Now this didn’t go down the way you’re thinking, where the waitress comes back and asks if you’d like a box and then you package it up and put it in a bag and take it home with you. No no no. We paid the check and as we were all getting up from the table, Tall Meg grabbed the pancake off the plate and just carried it out of the restaurant. So now, here are the Megs, wandering the streets of Philadelphia just holding a giant pancake in their hand. Just another Meg day. 


Part 2, coming soon….

The History of Small Meg

Now don’t be fooled… Small Meg wasn’t always the tiny little goofball we’ve all come to know and love. 

Just a short time ago (get it, cause she’s short), MaryKate Selner was delivered by the stork at the ripe age of 8. Selner came into this world with her 5 foot stature, which made for some very awkward encounters until her peers caught up to her. But once they did, they all kept growing and left poor Selner behind. Rather than sobbing into a Lean Cuisine, Selner embraced her newfound smallness. 

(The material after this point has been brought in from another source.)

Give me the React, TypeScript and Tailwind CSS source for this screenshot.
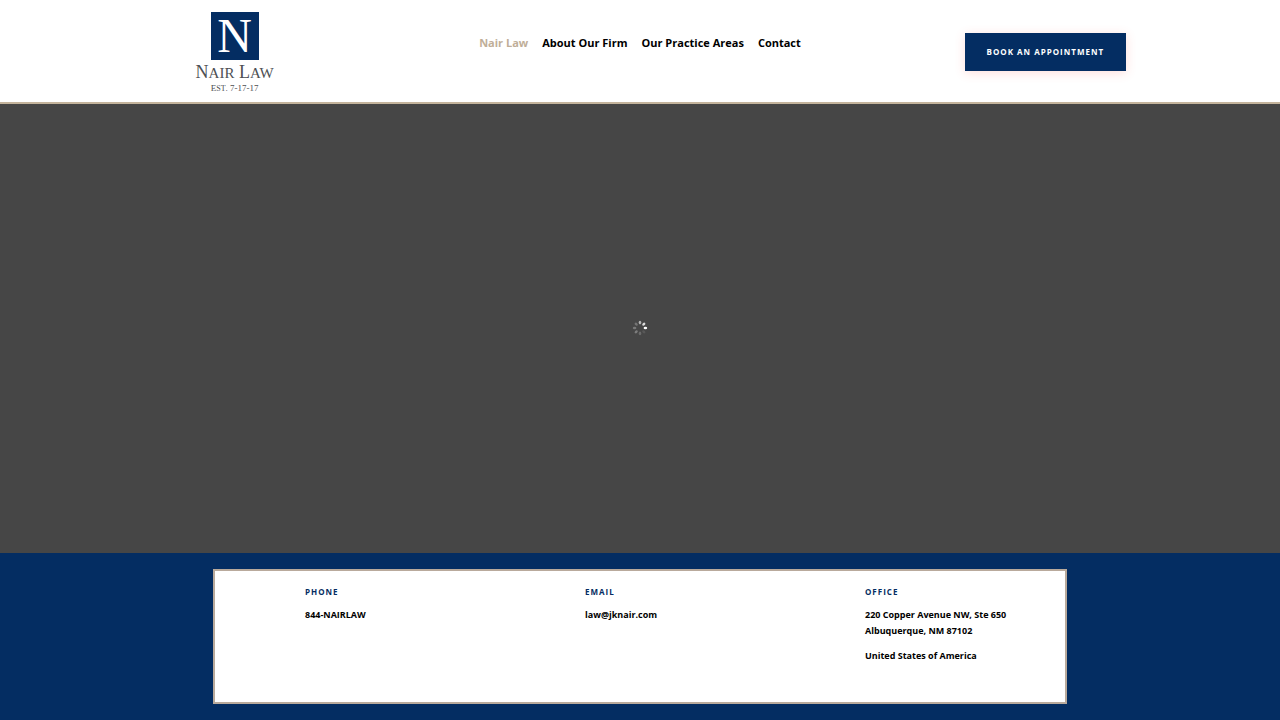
const NAV_LINKS = [
  { label: 'Nair Law', active: true },
  { label: 'About Our Firm', active: false },
  { label: 'Our Practice Areas', active: false },
  { label: 'Contact', active: false },
]

// opacity of each spinner dot, clockwise from the top
const SPINNER_DOTS = [0.6, 0.8, 1, 0.1, 0.2, 0.3, 0.28, 0.25]

function Logo() {
  return (
    <a
      href="#home"
      className="flex flex-col items-center font-['Liberation_Serif',serif] text-[#4d4f53]"
    >
      <span className="flex h-12 w-12 items-center justify-center bg-[#042d62] text-[48px] leading-[48px] text-white">
        N
      </span>
      <span className="mt-1 text-[18px] leading-4 whitespace-nowrap">
        N<span className="text-[15px]">AIR</span> L
        <span className="text-[15px]">AW</span>
      </span>
      <span className="mt-px text-[9px] leading-3 whitespace-nowrap">
        E<span className="text-[8px]">ST</span>. 7-17-17
      </span>
    </a>
  )
}

function Header() {
  return (
    <header className="grid grid-cols-3 items-start border-b-2 border-[#c4b49c] bg-white px-8">
      <div className="flex justify-center pt-3 pb-[7px]">
        <Logo />
      </div>
      <nav className="flex justify-center gap-[14px] pt-[35px] text-[11px] leading-4 font-bold whitespace-nowrap">
        {NAV_LINKS.map((link) => (
          <a
            key={link.label}
            href="#nav"
            className={link.active ? 'text-[#bfae98]' : 'text-black'}
          >
            {link.label}
          </a>
        ))}
      </nav>
      <div className="flex justify-center pt-[33px]">
        <button
          type="button"
          className="h-[38px] bg-[#042d62] px-[22px] text-[8px] font-bold tracking-[1px] whitespace-nowrap text-white uppercase shadow-[0_2px_10px_rgba(255,90,80,0.2)]"
        >
          Book an appointment
        </button>
      </div>
    </header>
  )
}

function Spinner() {
  return (
    <svg viewBox="0 0 16 16" className="h-4 w-4" role="status" aria-label="Loading">
      {SPINNER_DOTS.map((opacity, index) => (
        <ellipse
          key={index}
          cx="8"
          cy="2.6"
          rx="1.3"
          ry="1.8"
          fill="white"
          opacity={opacity}
          transform={`rotate(${index * 45} 8 8)`}
        />
      ))}
    </svg>
  )
}

function ContactTitle({ children }: { children: string }) {
  return (
    <h2 className="mb-[9px] text-[8px] leading-3 font-bold tracking-[1px] text-[#042d62] uppercase">
      {children}
    </h2>
  )
}

function Footer() {
  return (
    <footer className="bg-[#042d62] p-4">
      <div className="mx-auto flex min-h-[135px] w-full max-w-[854px] border-2 border-[#b9aa9c] bg-white pt-[15px] pb-8 pl-[90px] text-[9px] leading-4 font-bold text-black">
        <div className="w-[280px] shrink-0">
          <ContactTitle>Phone</ContactTitle>
          <p>844-NAIRLAW</p>
        </div>
        <div className="w-[280px] shrink-0">
          <ContactTitle>Email</ContactTitle>
          <p>law@jknair.com</p>
        </div>
        <address className="whitespace-nowrap not-italic">
          <ContactTitle>Office</ContactTitle>
          <p>
            220 Copper Avenue NW, Ste 650
            <br />
            Albuquerque, NM 87102
          </p>
          <p className="mt-[9px]">United States of America</p>
        </address>
      </div>
    </footer>
  )
}

function App() {
  return (
    <div className="flex min-h-screen flex-col bg-white font-['Open_Sans',sans-serif]">
      <Header />
      <main className="flex flex-1 items-center justify-center bg-[#464646] pb-0.5">
        <Spinner />
      </main>
      <Footer />
    </div>
  )
}

export default App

After her stint with the lollipop guild, she quickly gained attention from a gnome union based out of southern Iowa. Word quickly spread amongst the red-hatted creatures until finally they presented Selner with her own red hat at the 157th Annual National Garden Gnome Convention. Overwhelmed by their presentation, Selner accepted their request for her to be their leader, and to this day Small Meg still holds that prestigious title.